Central Talent Booking
- Company type: Private
- Founded: New York City, New York, U.S. (1 January 1999)
- Founder: Joanna Jordan
- Headquarters: New York City, New York
- Website: www.centraltalentbooking.com

= Joanna Jordan (talent booker) =

British-born talent booker

Joanna Jordan is a British businesswoman and talent booker. She is the founder and chief executive of Central Talent Booking, a talent agency with offices in Los Angeles, New York City and London.

She began booking guests for the Channel 4 show The Word and other programmes on the station. Late Show with David Letterman recruited her to move to the United States to serve as the show's booker of celebrities. After working for the show between 1999 and 2005, she founded Central Talent Booking (CTB) in 1999. CTB books celebrity and human interest talent for various media.

==Career==
===Early career===
Jordan's first job was as an au pair, after which she became a junior secretary for a stockbroker in London. She served as a secretary at the Today newspaper and then became a presenter for a short while on a children's television show related to fashion on TV-am. Jordan's next job was to book guests for The Word, a Channel 4 show, which led to work for shows hosted by Clive Anderson and Ruby Wax. Jordan also worked for Network 7 and Moviewatch. When Jordan was 27, she was hired as a talent booker by the Late Show with David Letterman and relocated to the United States.

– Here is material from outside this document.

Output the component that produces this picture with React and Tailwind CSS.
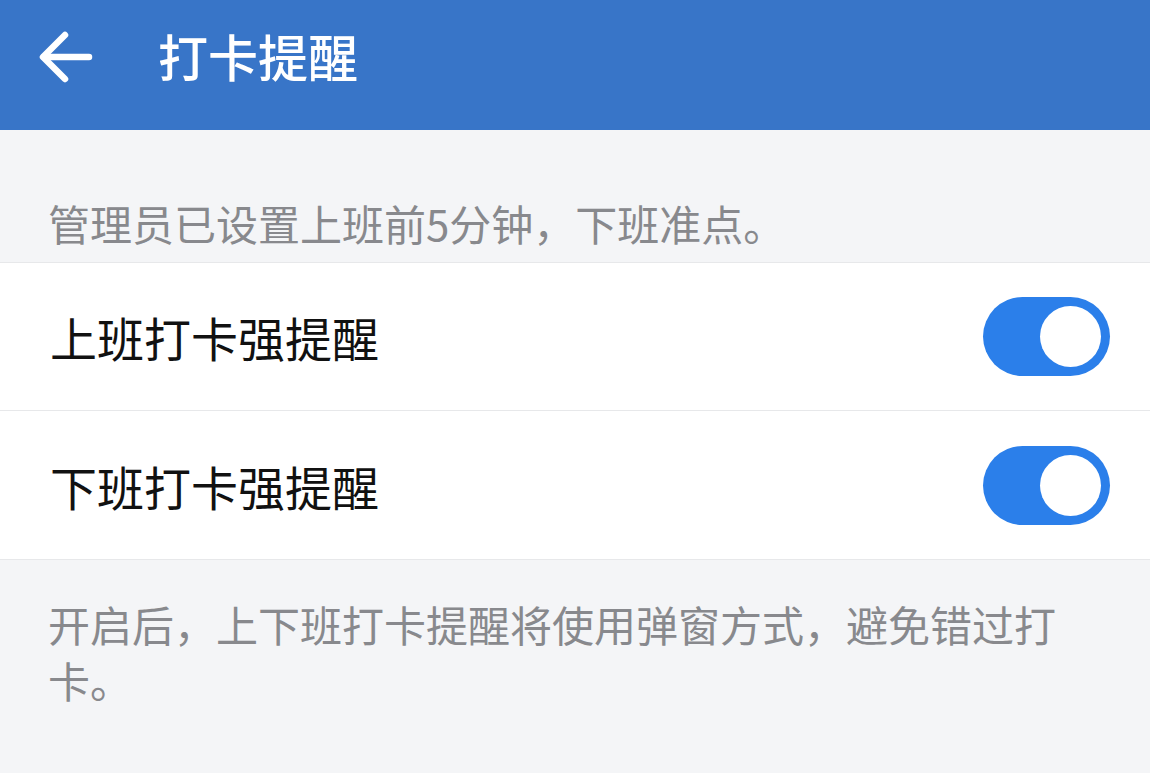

===Central Talent Booking===

Jordan held the booker job at the Late Show with David Letterman between 1999 and 2005, after which she founded her own company, Central Talent Booking (CTB), a talent agency based in New York, in 1999. When Jordan told the Late Show with David Letterman executives of her plans to start her own company, the show offered to be CTB's first customer, which Jordan accepted.

Central Talent Booking's office initially was Jordan's Little Italy, Manhattan, apartment at the intersection of Mulberry Street and Canal Street. By 2005, CTB grew to 20 bookers working full-time—16 women and four men—and had expanded to offices in Los Angeles, New York and London. CTB booked guests for O, The Oprah Magazine, The Early Show, Weekends at the D.L., Punk'd, A&E, the Discovery Channel, and XM Satellite Radio. It began booking celebrities for Jimmy Kimmel Live! in 2006. Cruise lines enlist the services of CTB to recruit celebrities to send off new ships. In 2003, Central Talent Booking signed a one-year contract with Discovery Networks U.S. where Jordan would contact celebrities she is connected to about whether they were open to taking part in any of the shows on Discovery Channel, Discovery Kids, TLC, Animal Planet, and Travel Channel.

Writing in The Guardian in 2002, journalist Emma Brockes called Jordan "one of New York's most respected talent bookers". Varietys Tatiana Siegel said in 2007 that Jordan "is considered one of the industry's premier bookers". In a 2008 article, TV Guide referred to Jordan as the "force behind" the "I'm F-ing Ben Affleck" video, and in the same article Jimmy Kimmel quipped, "I wish I'd had her in high school when I was looking for a date to the prom."